The 90 minutes-plus gave an unnecessary testimony to the superiority of Celtic in the SPFL Premiership. On the 40th anniversary of the club's achievement of nine in a row they gave ample evidence that this third consecutive title win is merely part of a yet incomplete run rather than the end of it.
The denunciation occurred before the game, with the Green Brigade unveiling a banner declaring: "A man must be a Celt on and off the field otherwise he is of no value to the club." This was brandished below another banner stating that Celtic was created by immigrants and that refugees were welcome at the club.
A police inquiry into alleged racist singing by Leigh Griffiths continues but it will not take the combined efforts of Morse, Columbo and Taggart to deduce that the words were aimed at the former Hibernian striker.
The defence - notably absent in Inverness Caledonian Thistle colours - came from Celtic manager Neil Lennon. "I can't comment on the banner because I wasn't sure he was named in it for a start. If it is Leigh, we are going through a process and we will be able to speak more about it when the process finishes. We've all made mistakes and I think he has come good and he will learn from it. I think he will have a good career here," he said.

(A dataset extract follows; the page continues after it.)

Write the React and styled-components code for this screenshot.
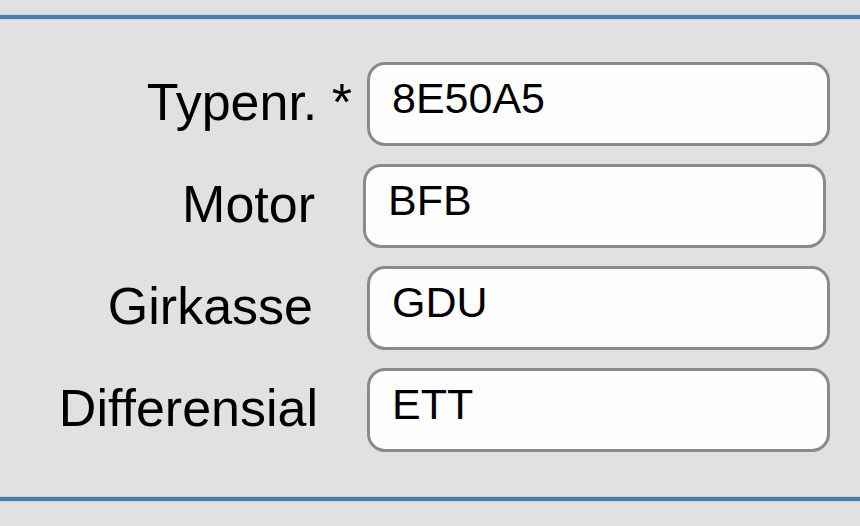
import React from "react";
import styled, { createGlobalStyle } from "styled-components";

const GlobalStyle = createGlobalStyle`
  html, body {
    margin: 0;
    padding: 0;
    background: #e1e1e1;
  }
  body {
    font-family: "Liberation Sans", Arial, sans-serif;
  }
`;

const fields = [
  { label: "Typenr. *", value: "8E50A5", labelPad: 0, shift: 0 },
  { label: "Motor", value: "BFB", labelPad: 37, shift: -4 },
  { label: "Girkasse", value: "GDU", labelPad: 39, shift: 0 },
  { label: "Differensial", value: "ETT", labelPad: 34, shift: 0 },
];

const App = () => {
  return (
    <Page>
      <GlobalStyle />
      <Rule />
      <Form>
        {fields.map((f) => (
          <Row key={f.label}>
            <Label $pad={f.labelPad}>{f.label}</Label>
            <Field $shift={f.shift} value={f.value} readOnly />
          </Row>
        ))}
      </Form>
      <Rule />
    </Page>
  );
};

const Page = styled.div`
  width: 860px;
  height: 526px;
  background: #e1e1e1;
  display: flex;
  flex-direction: column;
  padding-top: 15px;
  box-sizing: border-box;
`;

const Rule = styled.div`
  height: 4px;
  background: #4f7ca6;
  box-shadow: 0 0 1px 1px #c6d6e6;
`;

const Form = styled.div`
  display: flex;
  flex-direction: column;
  gap: 18px;
  padding: 43px 0 45px;
`;

const Row = styled.div`
  display: grid;
  grid-template-columns: 352px 463px;
  column-gap: 15px;
  align-items: center;
`;

const Label = styled.label`
  justify-self: end;
  padding-right: ${(p) => p.$pad}px;
  padding-bottom: 4px;
  font-size: 52px;
  color: #000;
  white-space: nowrap;
`;

const Field = styled.input`
  box-sizing: border-box;
  width: 463px;
  height: 84px;
  margin: 0 0 0 ${(p) => p.$shift}px;
  padding: 0 0 12px 22px;
  border: 3px solid #8a8a8e;
  border-radius: 18px;
  background: #fefefe;
  font-family: "Liberation Sans", Arial, sans-serif;
  font-size: 43px;
  color: #000;
  outline: none;
`;

export default App;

Mercifully, Mr Griffiths did not provide a song but gave an answer of sorts in a performance where he created two goals and scored another. His off-field conduct has been an embarrassment to the club and may yet be met with condign punishment but he remains an obvious asset on the pitch, particularly when in tandem with Anthony Stokes, the scorer of a hat trick yesterday. Both were at the cutting edge of a Celtic performance so irrepressible that when Craig Charleston, the match referee, awarded Inverness a penalty so soft it could have been served up as a mousse, it was predictable that Fraser Forster would save it. He duly did, diving to his left and palming away Aaron Doran's spot kick.
The sign that was not brandished was that which indicated one-way traffic. The score, though, speaks to that reality. This was a match so one-sided that one could be forgiven for believing that Inverness were a relegation-threatened side instead of one in the top half of the Premiership.

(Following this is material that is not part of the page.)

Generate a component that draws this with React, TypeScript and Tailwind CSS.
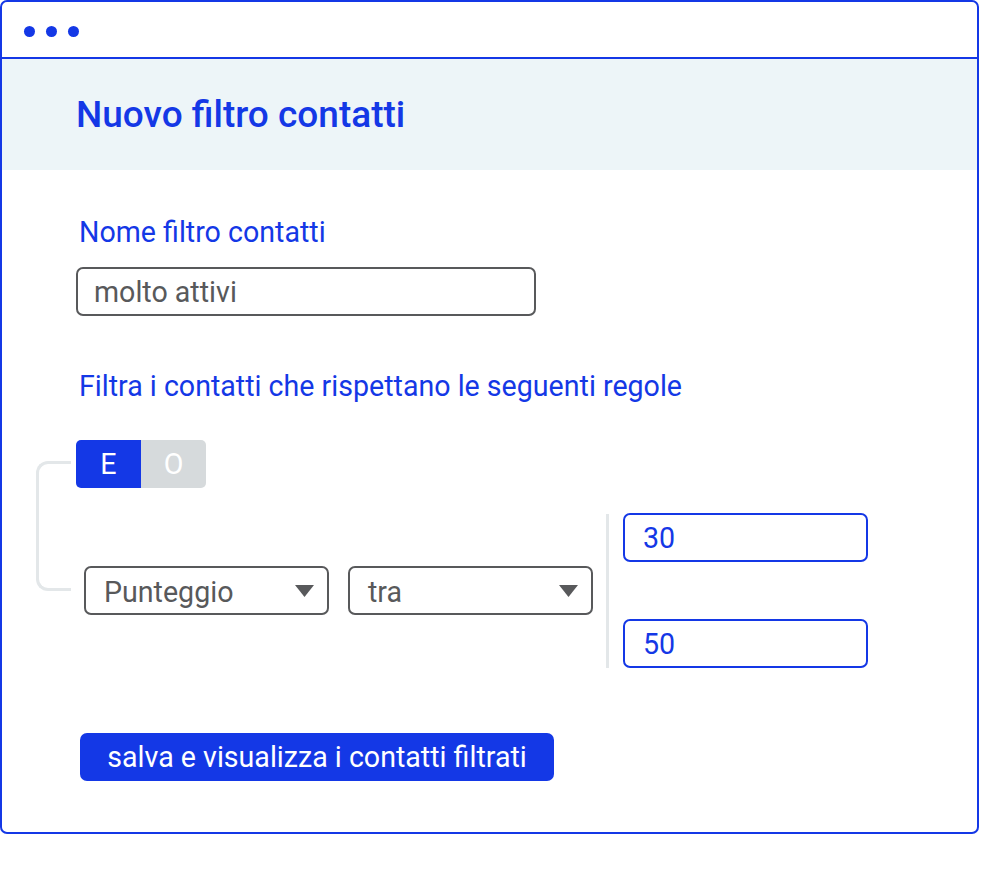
export default function App() {
  return (
    <div className="bg-white w-[981px] h-[880px]" style={{ fontFamily: 'Roboto, "Liberation Sans", sans-serif' }}>
      <div className="w-[979px] h-[834px] border-2 border-[#1438e6] rounded-[7px] overflow-hidden flex flex-col">
        {/* Window bar */}
        <div className="h-[57px] border-b-2 border-[#1438e6] flex items-start pt-[24px] gap-[11px] pl-[22px] shrink-0">
          <span className="w-[11px] h-[11px] rounded-full bg-[#1438e6]" />
          <span className="w-[11px] h-[11px] rounded-full bg-[#1438e6]" />
          <span className="w-[11px] h-[11px] rounded-full bg-[#1438e6]" />
        </div>

        {/* Header */}
        <div className="h-[111px] bg-[#edf5f8] flex items-center pl-[74px] shrink-0">
          <h1 className="text-[37px] font-medium text-[#1438e6] leading-none">Nuovo filtro contatti</h1>
        </div>

        {/* Body */}
        <div className="flex flex-col">
          <label className="ml-[77px] mt-[46px] text-[28.6px] leading-[32px] text-[#1438e6]">Nome filtro contatti</label>
          <div className="ml-[74px] mt-[19px] w-[460px] h-[49px] border-2 border-[#58595b] rounded-[7px] flex items-center pl-[16px] pt-[1px] text-[28.6px] text-[#58595b]">
            molto attivi
          </div>

          <p className="ml-[77px] mt-[54px] text-[28.6px] leading-[32px] text-[#1438e6]">
            Filtra i contatti che rispettano le seguenti regole
          </p>

          {/* Rule group */}
          <div className="flex mt-[38px] ml-[34px]">
            <div className="w-[35px] h-[130px] mt-[21px] border-l-[3px] border-y-[3px] border-[#e3e7e9] rounded-l-[12px] shrink-0" />
            <div className="flex flex-col ml-[5px]">
              <div className="flex w-[130px] h-[48px] rounded-[5px] overflow-hidden text-[28.6px] text-white">
                <div className="w-[65px] bg-[#1438e6] flex items-center justify-center">E</div>
                <div className="w-[65px] bg-[#d6dadc] flex items-center justify-center">O</div>
              </div>

              <div className="flex items-center mt-[25px] ml-[8px]">
                <div className="w-[245px] h-[49px] border-2 border-[#58595b] rounded-[7px] flex items-center justify-between pl-[18px] pr-[13px] text-[28.6px] text-[#58595b]">
                  <span className="pt-[4px]">Punteggio</span>
                  <svg width="19" height="12" viewBox="0 0 19 12">
                    <path d="M0 0h19L9.5 12z" fill="#58595b" />
                  </svg>
                </div>
                <div className="w-[245px] h-[49px] ml-[19px] border-2 border-[#58595b] rounded-[7px] flex items-center justify-between pl-[18px] pr-[13px] text-[28.6px] text-[#58595b]">
                  <span className="pt-[4px]">tra</span>
                  <svg width="19" height="12" viewBox="0 0 19 12">
                    <path d="M0 0h19L9.5 12z" fill="#58595b" />
                  </svg>
                </div>
                <div className="w-[3px] h-[154px] bg-[#e3e7e9] ml-[13px]" />
                <div className="flex flex-col gap-[57px] ml-[14px]">
                  <div className="w-[245px] h-[49px] border-2 border-[#1438e6] rounded-[7px] flex items-center pl-[18px] pt-[1px] text-[28.6px] text-[#1438e6]">
                    30
                  </div>
                  <div className="w-[245px] h-[49px] border-2 border-[#1438e6] rounded-[7px] flex items-center pl-[18px] pt-[1px] text-[28.6px] text-[#1438e6]">
                    50
                  </div>
                </div>
              </div>
            </div>
          </div>

          <button className="ml-[78px] mt-[65px] w-[474px] h-[48px] bg-[#1438e6] rounded-[7px] text-white text-[28.6px] flex items-center justify-center pt-[1px]">
            salva e visualizza i contatti filtrati
          </button>
        </div>
      </div>
    </div>
  )
}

Celtic were, however, in a different league. A stuttering start was followed by a veritable deluge of goals on a bright Sunday. The talking point may have been about Griffiths but Stokes was the headline maker on the park in that he crisply scored his three goals before making way to a standing ovation. He converted a Griffiths corner with a smart header, drilled a pass from the Scottish striker past Dean Brill and scored a second-half penalty with ease after Stefan Johansen was brought down by a combination of Gary Warren and Ross Draper.
The tide was halted, if only briefly, when Inverness broke clear and Billy McKay fell under a challenge from Virgil van Dijk. Doran's miss was followed by Celtic scoring three spectacular goals.
Stokes played in Griffiths, who scored precisely from the edge of the box, Efe Ambrose glanced in a cross from Kris Commons and Teemu Pukki came on to drill home the ball home from another Commons pass.
Allied with the sort of overwhelming possession percentage that would grace a North Korean presidential election, Stokes hitting the bar and a Van Dijk header striking the post, and Brill saving brilliantly from Commons and Adam Matthews, the picture is clear. This was so much of a humping it could have been mistaken for a morbidly obese camel.
It was Celtic's best league win of the season but was simply emblematic of their domination throughout the campaign. Lennon properly hailed it as one of his side's best displays, ratified by the return to action of Adam Matthews, Charlie Mulgrew and Mikael Lustig, the last coming on as a second-half substitute after an absence stretching back to December.
It was left for John Hughes, the Inverness manager, to state the obvious. "Celtic are miles ahead of anyone else in Scottish football," he said.
The road ahead is clear for the champions in terms of domestic success but there might be a twist in the upward trajectory of Lennon's career as talk about a switch to Norwich City has strengthened. Griffiths, in contrast, faces a bumpy ride. He is at a crossroads in his career. The police and club investigations suggest he is flirting with the sort of route normally charted by lemmings. He must seize any opportunity to step away from the precipice.